## Your instructions
Your task is to retype each line of the data below exactly.

## Data section
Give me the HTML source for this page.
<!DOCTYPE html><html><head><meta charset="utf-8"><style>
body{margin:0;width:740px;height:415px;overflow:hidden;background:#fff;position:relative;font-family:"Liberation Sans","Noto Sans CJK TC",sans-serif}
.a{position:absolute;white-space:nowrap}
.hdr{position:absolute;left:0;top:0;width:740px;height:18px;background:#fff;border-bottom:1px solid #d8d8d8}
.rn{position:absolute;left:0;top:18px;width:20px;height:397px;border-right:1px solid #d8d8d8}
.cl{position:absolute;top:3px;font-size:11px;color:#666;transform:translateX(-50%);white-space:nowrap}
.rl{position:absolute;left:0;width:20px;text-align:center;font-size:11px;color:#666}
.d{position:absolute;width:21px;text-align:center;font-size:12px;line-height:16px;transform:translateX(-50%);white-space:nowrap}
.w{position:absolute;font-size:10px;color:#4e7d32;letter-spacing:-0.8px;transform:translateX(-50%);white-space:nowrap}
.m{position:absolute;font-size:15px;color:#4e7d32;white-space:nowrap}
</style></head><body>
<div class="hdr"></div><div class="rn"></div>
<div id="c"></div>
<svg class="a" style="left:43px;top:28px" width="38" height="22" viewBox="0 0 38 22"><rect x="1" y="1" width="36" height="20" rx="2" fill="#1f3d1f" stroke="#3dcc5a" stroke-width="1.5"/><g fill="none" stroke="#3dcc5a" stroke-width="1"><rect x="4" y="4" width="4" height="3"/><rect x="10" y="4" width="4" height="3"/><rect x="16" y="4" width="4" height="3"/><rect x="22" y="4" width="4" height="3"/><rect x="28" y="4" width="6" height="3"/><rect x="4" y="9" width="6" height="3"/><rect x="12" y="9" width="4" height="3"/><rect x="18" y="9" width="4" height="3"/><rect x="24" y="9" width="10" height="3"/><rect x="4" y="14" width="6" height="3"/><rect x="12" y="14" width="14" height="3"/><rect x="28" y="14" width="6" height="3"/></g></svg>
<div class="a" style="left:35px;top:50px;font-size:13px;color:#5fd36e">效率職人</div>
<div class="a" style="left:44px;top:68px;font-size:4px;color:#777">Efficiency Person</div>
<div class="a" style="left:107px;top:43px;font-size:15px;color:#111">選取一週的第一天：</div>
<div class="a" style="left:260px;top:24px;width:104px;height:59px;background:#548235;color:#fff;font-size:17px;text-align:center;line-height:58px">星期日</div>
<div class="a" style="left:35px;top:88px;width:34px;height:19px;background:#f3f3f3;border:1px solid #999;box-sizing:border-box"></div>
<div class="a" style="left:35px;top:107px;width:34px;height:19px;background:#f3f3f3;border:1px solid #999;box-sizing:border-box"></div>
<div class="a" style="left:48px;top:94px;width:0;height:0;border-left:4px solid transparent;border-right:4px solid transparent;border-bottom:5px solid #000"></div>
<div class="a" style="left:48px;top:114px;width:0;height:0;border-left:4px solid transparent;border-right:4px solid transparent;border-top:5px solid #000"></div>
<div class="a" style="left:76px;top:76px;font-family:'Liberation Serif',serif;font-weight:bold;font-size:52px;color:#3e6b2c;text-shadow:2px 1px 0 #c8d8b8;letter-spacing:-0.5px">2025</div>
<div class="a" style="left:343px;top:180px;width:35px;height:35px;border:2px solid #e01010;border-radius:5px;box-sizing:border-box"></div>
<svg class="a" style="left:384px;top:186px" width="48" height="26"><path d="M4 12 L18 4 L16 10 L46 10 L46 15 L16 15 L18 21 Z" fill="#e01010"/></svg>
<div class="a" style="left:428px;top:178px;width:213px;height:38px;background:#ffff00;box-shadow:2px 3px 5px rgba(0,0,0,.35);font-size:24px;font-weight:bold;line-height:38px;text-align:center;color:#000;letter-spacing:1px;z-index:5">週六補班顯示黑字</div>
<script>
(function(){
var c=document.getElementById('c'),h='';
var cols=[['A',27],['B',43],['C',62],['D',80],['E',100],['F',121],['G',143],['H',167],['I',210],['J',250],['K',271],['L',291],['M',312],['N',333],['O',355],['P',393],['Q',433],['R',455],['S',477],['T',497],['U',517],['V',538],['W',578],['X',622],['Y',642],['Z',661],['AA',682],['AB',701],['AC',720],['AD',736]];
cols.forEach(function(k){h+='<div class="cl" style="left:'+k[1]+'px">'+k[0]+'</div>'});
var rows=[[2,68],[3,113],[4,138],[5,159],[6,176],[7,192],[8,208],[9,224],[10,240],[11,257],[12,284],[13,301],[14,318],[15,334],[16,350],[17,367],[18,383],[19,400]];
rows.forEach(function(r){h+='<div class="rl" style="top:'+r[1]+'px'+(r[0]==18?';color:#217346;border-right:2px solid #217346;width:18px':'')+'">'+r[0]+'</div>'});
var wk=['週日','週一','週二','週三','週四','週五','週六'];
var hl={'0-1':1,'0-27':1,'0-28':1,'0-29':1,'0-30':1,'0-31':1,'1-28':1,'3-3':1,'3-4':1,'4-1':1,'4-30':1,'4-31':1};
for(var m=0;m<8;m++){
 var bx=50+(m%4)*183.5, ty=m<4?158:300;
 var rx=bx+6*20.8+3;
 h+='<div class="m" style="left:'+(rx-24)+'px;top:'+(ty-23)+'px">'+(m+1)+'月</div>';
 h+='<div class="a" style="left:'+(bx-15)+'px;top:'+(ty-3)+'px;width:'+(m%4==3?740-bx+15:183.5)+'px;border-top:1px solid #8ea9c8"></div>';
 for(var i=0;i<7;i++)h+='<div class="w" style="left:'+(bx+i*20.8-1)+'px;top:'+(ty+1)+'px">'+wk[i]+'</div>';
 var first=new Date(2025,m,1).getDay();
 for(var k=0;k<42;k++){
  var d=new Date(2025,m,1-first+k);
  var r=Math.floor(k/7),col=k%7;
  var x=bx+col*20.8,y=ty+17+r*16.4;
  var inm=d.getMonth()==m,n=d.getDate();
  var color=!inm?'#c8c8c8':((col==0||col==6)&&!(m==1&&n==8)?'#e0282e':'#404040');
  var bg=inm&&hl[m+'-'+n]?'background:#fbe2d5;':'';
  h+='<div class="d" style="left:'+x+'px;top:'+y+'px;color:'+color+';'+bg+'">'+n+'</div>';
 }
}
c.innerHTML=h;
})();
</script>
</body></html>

## Result for this exercise
Give me the HTML source for this page.
<!DOCTYPE html><html><head><meta charset="utf-8"><style>
body{margin:0;width:740px;height:415px;overflow:hidden;background:#fff;position:relative;font-family:"Liberation Sans","Noto Sans CJK TC",sans-serif}
.a{position:absolute;white-space:nowrap}
.hdr{position:absolute;left:0;top:0;width:740px;height:18px;background:#fff;border-bottom:1px solid #d8d8d8}
.rn{position:absolute;left:0;top:18px;width:20px;height:397px;border-right:1px solid #d8d8d8}
.cl{position:absolute;top:3px;font-size:11px;color:#666;transform:translateX(-50%);white-space:nowrap}
.rl{position:absolute;left:0;width:20px;text-align:center;font-size:11px;color:#666}
.d{position:absolute;width:21px;text-align:center;font-size:12px;line-height:16px;transform:translateX(-50%);white-space:nowrap}
.w{position:absolute;font-size:10px;color:#4e7d32;letter-spacing:-0.8px;transform:translateX(-50%);white-space:nowrap}
.m{position:absolute;font-size:15px;color:#4e7d32;white-space:nowrap}
</style></head><body>
<div class="hdr"></div><div class="rn"></div>
<div id="c"></div>
<svg class="a" style="left:43px;top:28px" width="38" height="22" viewBox="0 0 38 22"><rect x="1" y="1" width="36" height="20" rx="2" fill="#1f3d1f" stroke="#3dcc5a" stroke-width="1.5"/><g fill="none" stroke="#3dcc5a" stroke-width="1"><rect x="4" y="4" width="4" height="3"/><rect x="10" y="4" width="4" height="3"/><rect x="16" y="4" width="4" height="3"/><rect x="22" y="4" width="4" height="3"/><rect x="28" y="4" width="6" height="3"/><rect x="4" y="9" width="6" height="3"/><rect x="12" y="9" width="4" height="3"/><rect x="18" y="9" width="4" height="3"/><rect x="24" y="9" width="10" height="3"/><rect x="4" y="14" width="6" height="3"/><rect x="12" y="14" width="14" height="3"/><rect x="28" y="14" width="6" height="3"/></g></svg>
<div class="a" style="left:35px;top:50px;font-size:13px;color:#5fd36e">效率職人</div>
<div class="a" style="left:44px;top:68px;font-size:4px;color:#777">Efficiency Person</div>
<div class="a" style="left:107px;top:43px;font-size:15px;color:#111">選取一週的第一天：</div>
<div class="a" style="left:260px;top:24px;width:104px;height:59px;background:#548235;color:#fff;font-size:17px;text-align:center;line-height:58px">星期日</div>
<div class="a" style="left:35px;top:88px;width:34px;height:19px;background:#f3f3f3;border:1px solid #999;box-sizing:border-box"></div>
<div class="a" style="left:35px;top:107px;width:34px;height:19px;background:#f3f3f3;border:1px solid #999;box-sizing:border-box"></div>
<div class="a" style="left:48px;top:94px;width:0;height:0;border-left:4px solid transparent;border-right:4px solid transparent;border-bottom:5px solid #000"></div>
<div class="a" style="left:48px;top:114px;width:0;height:0;border-left:4px solid transparent;border-right:4px solid transparent;border-top:5px solid #000"></div>
<div class="a" style="left:76px;top:76px;font-family:'Liberation Serif',serif;font-weight:bold;font-size:52px;color:#3e6b2c;text-shadow:2px 1px 0 #c8d8b8;letter-spacing:-0.5px">2025</div>
<div class="a" style="left:343px;top:180px;width:35px;height:35px;border:2px solid #e01010;border-radius:5px;box-sizing:border-box"></div>
<svg class="a" style="left:384px;top:186px" width="48" height="26"><path d="M4 12 L18 4 L16 10 L46 10 L46 15 L16 15 L18 21 Z" fill="#e01010"/></svg>
<div class="a" style="left:428px;top:178px;width:213px;height:38px;background:#ffff00;box-shadow:2px 3px 5px rgba(0,0,0,.35);font-size:24px;font-weight:bold;line-height:38px;text-align:center;color:#000;letter-spacing:1px;z-index:5">週六補班顯示黑字</div>
<script>
(function(){
var c=document.getElementById('c'),h='';
var cols=[['A',27],['B',43],['C',62],['D',80],['E',100],['F',121],['G',143],['H',167],['I',210],['J',250],['K',271],['L',291],['M',312],['N',333],['O',355],['P',393],['Q',433],['R',455],['S',477],['T',497],['U',517],['V',538],['W',578],['X',622],['Y',642],['Z',661],['AA',682],['AB',701],['AC',720],['AD',736]];
cols.forEach(function(k){h+='<div class="cl" style="left:'+k[1]+'px">'+k[0]+'</div>'});
var rows=[[2,68],[3,113],[4,138],[5,159],[6,176],[7,192],[8,208],[9,224],[10,240],[11,257],[12,284],[13,301],[14,318],[15,334],[16,350],[17,367],[18,383],[19,400]];
rows.forEach(function(r){h+='<div class="rl" style="top:'+r[1]+'px'+(r[0]==18?';color:#217346;border-right:2px solid #217346;width:18px':'')+'">'+r[0]+'</div>'});
var wk=['週日','週一','週二','週三','週四','週五','週六'];
var hl={'0-1':1,'0-27':1,'0-28':1,'0-29':1,'0-30':1,'0-31':1,'1-28':1,'3-3':1,'3-4':1,'4-1':1,'4-30':1,'4-31':1};
for(var m=0;m<8;m++){
 var bx=50+(m%4)*183.5, ty=m<4?158:300;
 var rx=bx+6*20.8+3;
 h+='<div class="m" style="left:'+(rx-24)+'px;top:'+(ty-23)+'px">'+(m+1)+'月</div>';
 h+='<div class="a" style="left:'+(bx-15)+'px;top:'+(ty-3)+'px;width:'+(m%4==3?740-bx+15:183.5)+'px;border-top:1px solid #8ea9c8"></div>';
 for(var i=0;i<7;i++)h+='<div class="w" style="left:'+(bx+i*20.8-1)+'px;top:'+(ty+1)+'px">'+wk[i]+'</div>';
 var first=new Date(2025,m,1).getDay();
 for(var k=0;k<42;k++){
  var d=new Date(2025,m,1-first+k);
  var r=Math.floor(k/7),col=k%7;
  var x=bx+col*20.8,y=ty+17+r*16.4;
  var inm=d.getMonth()==m,n=d.getDate();
  var color=!inm?'#c8c8c8':((col==0||col==6)&&!(m==1&&n==8)?'#e0282e':'#404040');
  var bg=inm&&hl[m+'-'+n]?'background:#fbe2d5;':'';
  h+='<div class="d" style="left:'+x+'px;top:'+y+'px;color:'+color+';'+bg+'">'+n+'</div>';
 }
}
c.innerHTML=h;
})();
</script>
</body></html>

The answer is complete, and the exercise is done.